Minimal relaxation for maximal gain: The "one-time window access" is a low-cost compromise that recovers optimal non-i.i.d. performance.

Limitations & Future Work¶

Strong Structural Assumption: The requirement for rewards to be strictly linear \(X_i=x_i^\top\theta\) and for the feature distribution \(D_x\) to be samplable is restrictive. Extending this to generalized linear or non-parametric models is a future direction.
Synthetic Experiments Only: Evaluations are limited to small-scale (\(d=2\)) simulations without validation on real-world advertising or recruitment datasets.
Asymptotic Guarantees: Primary conclusions focus on \(n\to\infty\).
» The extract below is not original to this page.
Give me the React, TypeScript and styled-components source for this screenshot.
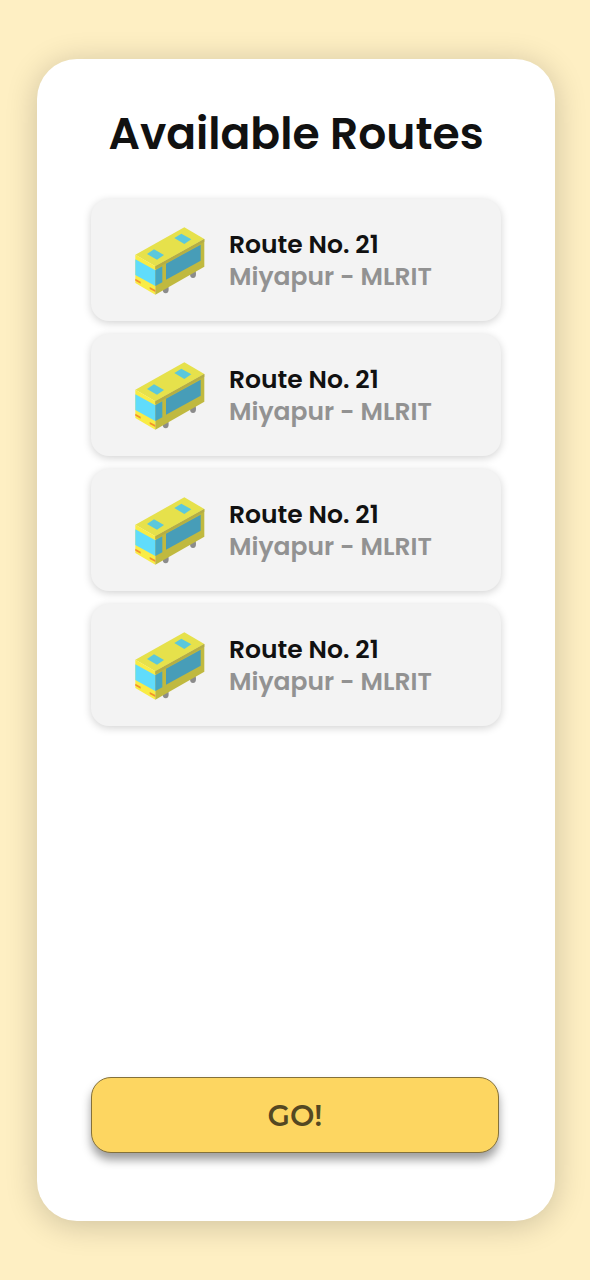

The practical sample complexity and behavior of the \(\varepsilon_n\) residual for finite \(n\) remain largely theoretical.
Non-degeneracy Requirement: While mild, the \(\mathrm{OPT}\) condition provides no meaningful guarantee in scenarios where \(\mathrm{OPT}\to0\), which remains an inherent difficulty of noisy settings.
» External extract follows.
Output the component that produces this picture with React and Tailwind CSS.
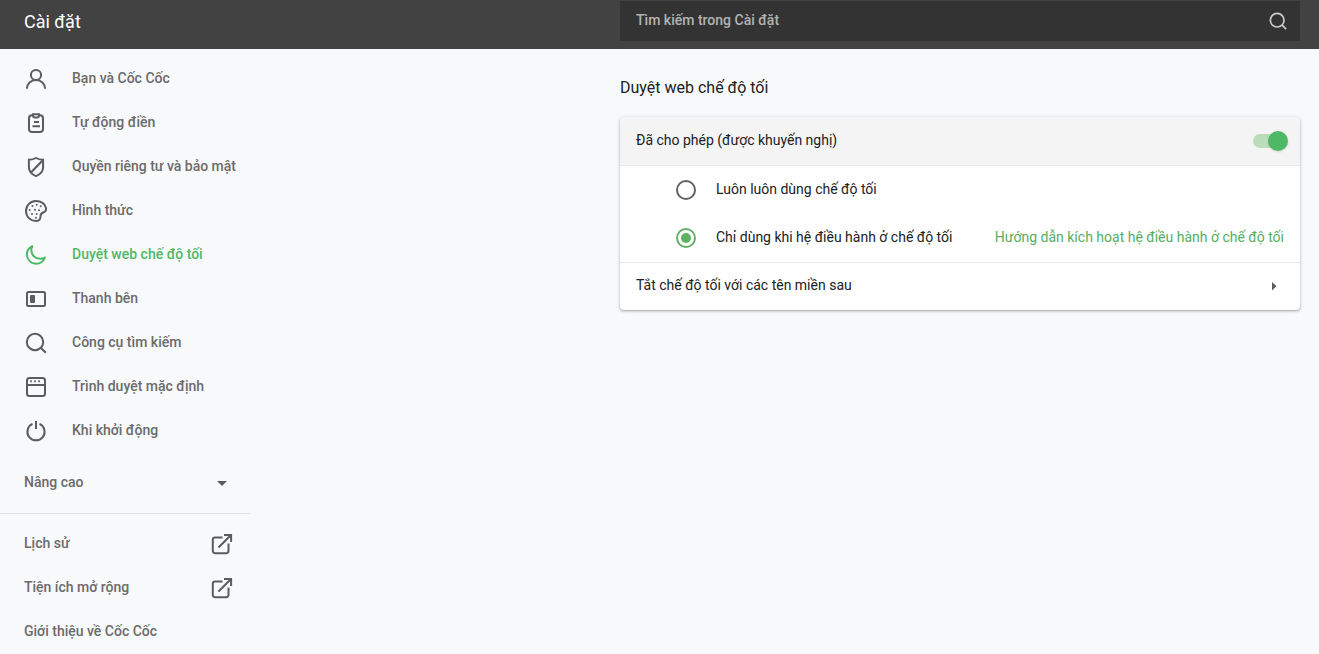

Known Distribution Prophet: Samuel-Cahn (1984) and Hill & Kertz (1982) provide the \(1/2\) and \(1-1/e\) benchmarks that this work recovers under noisy/unknown conditions.
Unknown Distribution Prophet: Correa et al. (2019a) proved the \(1/e\) single-sequence limit. This work bypasses the need for \(\Theta(n)\) samples found in Rubinstein et al. (2019) by utilizing structural information.
Noisy Observations: Unlike Assaf et al. (1998) who targeted a weaker Bayesian prophet, this work addresses the classic prophet benchmark.
Insight: Bridging Online Learning (LCB/UCB) with Optimal Stopping provides a framework for any problem involving "exploration alongside irrevocable decisions," such as dynamic pricing or real-time bidding.

Rating¶

Novelty: ⭐⭐⭐⭐⭐ High. Formulating the "linear structure + noisy observation + single sequence" combination and using LCB to break the \(1/e\) barrier is innovative.
Experimental Thoroughness: ⭐⭐⭐ Moderate. Clear verification of theory, but lacks real-world data and high-dimensional tests.
Writing Quality: ⭐⭐⭐⭐ Logical progression from negative results to positive guarantees; clear motivation.
Value: ⭐⭐⭐⭐ Solid contribution to online decision theory and mechanism design.